## WRITTEN REQUEST
Write out the entries verbatim and leave the images out of the copy.

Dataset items
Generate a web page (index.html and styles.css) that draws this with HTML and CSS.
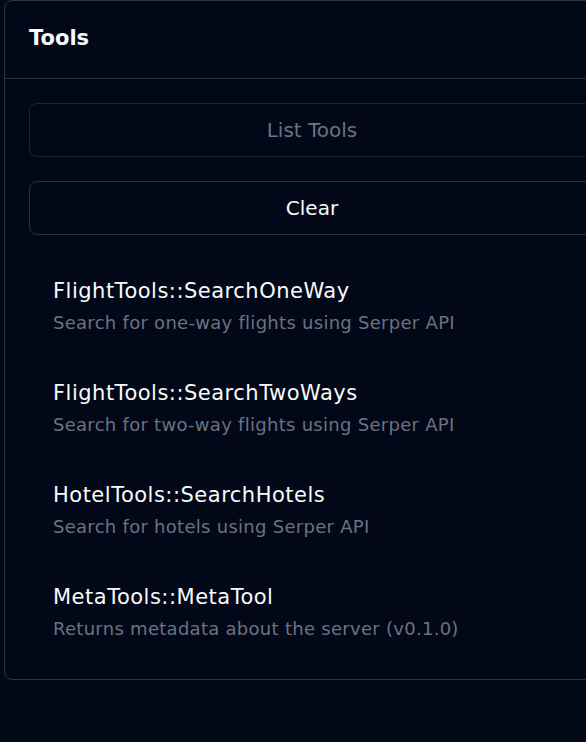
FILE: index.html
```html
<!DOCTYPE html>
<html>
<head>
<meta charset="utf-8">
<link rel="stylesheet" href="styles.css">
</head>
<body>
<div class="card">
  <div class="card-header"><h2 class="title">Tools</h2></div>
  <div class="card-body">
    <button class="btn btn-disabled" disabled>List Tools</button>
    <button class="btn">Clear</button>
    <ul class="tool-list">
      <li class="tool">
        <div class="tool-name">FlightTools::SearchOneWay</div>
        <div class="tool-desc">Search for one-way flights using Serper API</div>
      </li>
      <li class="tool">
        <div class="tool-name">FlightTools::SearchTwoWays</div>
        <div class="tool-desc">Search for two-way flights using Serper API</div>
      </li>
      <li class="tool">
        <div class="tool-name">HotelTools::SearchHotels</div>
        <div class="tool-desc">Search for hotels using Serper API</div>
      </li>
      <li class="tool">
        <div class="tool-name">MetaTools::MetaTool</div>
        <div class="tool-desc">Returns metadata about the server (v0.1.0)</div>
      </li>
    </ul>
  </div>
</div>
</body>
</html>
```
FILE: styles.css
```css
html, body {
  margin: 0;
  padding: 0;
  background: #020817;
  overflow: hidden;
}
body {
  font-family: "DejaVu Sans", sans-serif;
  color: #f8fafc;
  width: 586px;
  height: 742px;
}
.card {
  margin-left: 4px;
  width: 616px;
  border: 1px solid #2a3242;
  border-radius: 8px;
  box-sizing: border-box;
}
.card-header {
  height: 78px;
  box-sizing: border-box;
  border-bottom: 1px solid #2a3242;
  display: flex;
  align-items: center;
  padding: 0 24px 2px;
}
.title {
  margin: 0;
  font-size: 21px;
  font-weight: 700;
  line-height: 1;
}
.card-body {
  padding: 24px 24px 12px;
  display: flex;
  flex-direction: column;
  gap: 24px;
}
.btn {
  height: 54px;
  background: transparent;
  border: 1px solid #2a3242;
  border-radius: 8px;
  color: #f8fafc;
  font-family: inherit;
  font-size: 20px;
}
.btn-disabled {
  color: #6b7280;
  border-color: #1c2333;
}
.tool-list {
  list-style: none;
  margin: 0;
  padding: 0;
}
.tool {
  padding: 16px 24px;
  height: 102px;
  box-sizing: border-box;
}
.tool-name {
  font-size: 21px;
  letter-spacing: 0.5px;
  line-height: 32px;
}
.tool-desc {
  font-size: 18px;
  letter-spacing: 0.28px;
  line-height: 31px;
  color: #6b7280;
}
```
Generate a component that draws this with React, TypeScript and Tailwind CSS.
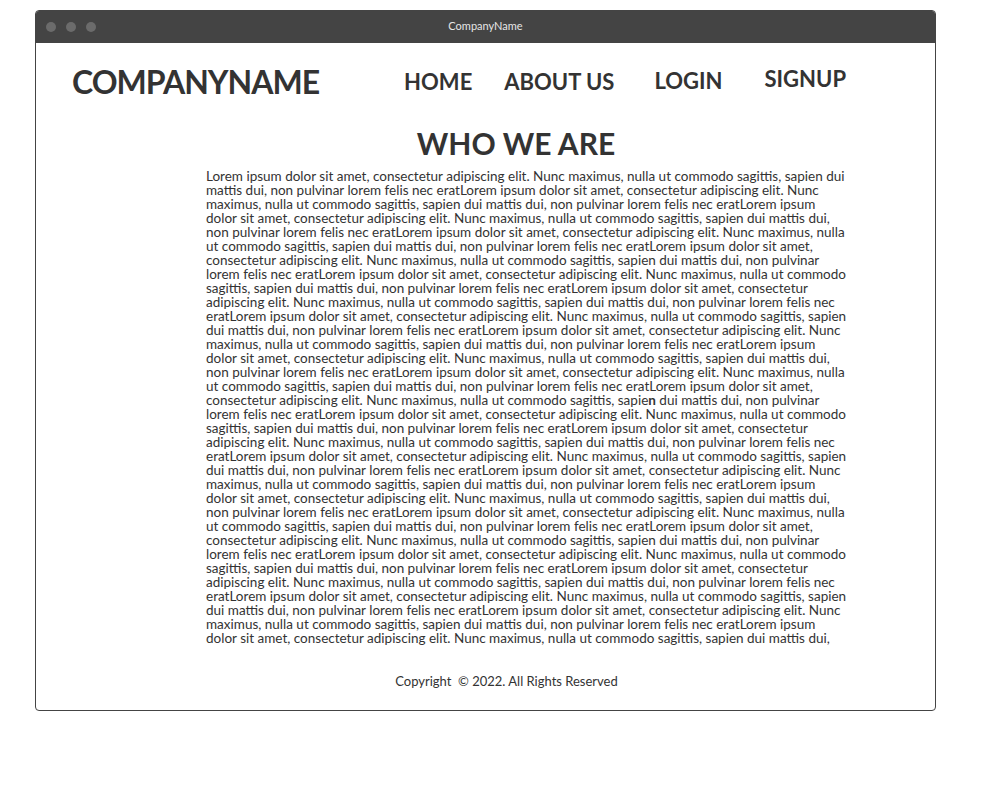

## TASK RESULT
Generate a web page (index.html and styles.css) that draws this with HTML and CSS.
FILE: index.html
```html
<!DOCTYPE html>
<html>
<head>
<meta charset="utf-8">
<link rel="stylesheet" href="styles.css">
</head>
<body>
<div class="card">
  <div class="card-header"><h2 class="title">Tools</h2></div>
  <div class="card-body">
    <button class="btn btn-disabled" disabled>List Tools</button>
    <button class="btn">Clear</button>
    <ul class="tool-list">
      <li class="tool">
        <div class="tool-name">FlightTools::SearchOneWay</div>
        <div class="tool-desc">Search for one-way flights using Serper API</div>
      </li>
      <li class="tool">
        <div class="tool-name">FlightTools::SearchTwoWays</div>
        <div class="tool-desc">Search for two-way flights using Serper API</div>
      </li>
      <li class="tool">
        <div class="tool-name">HotelTools::SearchHotels</div>
        <div class="tool-desc">Search for hotels using Serper API</div>
      </li>
      <li class="tool">
        <div class="tool-name">MetaTools::MetaTool</div>
        <div class="tool-desc">Returns metadata about the server (v0.1.0)</div>
      </li>
    </ul>
  </div>
</div>
</body>
</html>
```
FILE: styles.css
```css
html, body {
  margin: 0;
  padding: 0;
  background: #020817;
  overflow: hidden;
}
body {
  font-family: "DejaVu Sans", sans-serif;
  color: #f8fafc;
  width: 586px;
  height: 742px;
}
.card {
  margin-left: 4px;
  width: 616px;
  border: 1px solid #2a3242;
  border-radius: 8px;
  box-sizing: border-box;
}
.card-header {
  height: 78px;
  box-sizing: border-box;
  border-bottom: 1px solid #2a3242;
  display: flex;
  align-items: center;
  padding: 0 24px 2px;
}
.title {
  margin: 0;
  font-size: 21px;
  font-weight: 700;
  line-height: 1;
}
.card-body {
  padding: 24px 24px 12px;
  display: flex;
  flex-direction: column;
  gap: 24px;
}
.btn {
  height: 54px;
  background: transparent;
  border: 1px solid #2a3242;
  border-radius: 8px;
  color: #f8fafc;
  font-family: inherit;
  font-size: 20px;
}
.btn-disabled {
  color: #6b7280;
  border-color: #1c2333;
}
.tool-list {
  list-style: none;
  margin: 0;
  padding: 0;
}
.tool {
  padding: 16px 24px;
  height: 102px;
  box-sizing: border-box;
}
.tool-name {
  font-size: 21px;
  letter-spacing: 0.5px;
  line-height: 32px;
}
.tool-desc {
  font-size: 18px;
  letter-spacing: 0.28px;
  line-height: 31px;
  color: #6b7280;
}
```
Generate a component that draws this with React, TypeScript and Tailwind CSS.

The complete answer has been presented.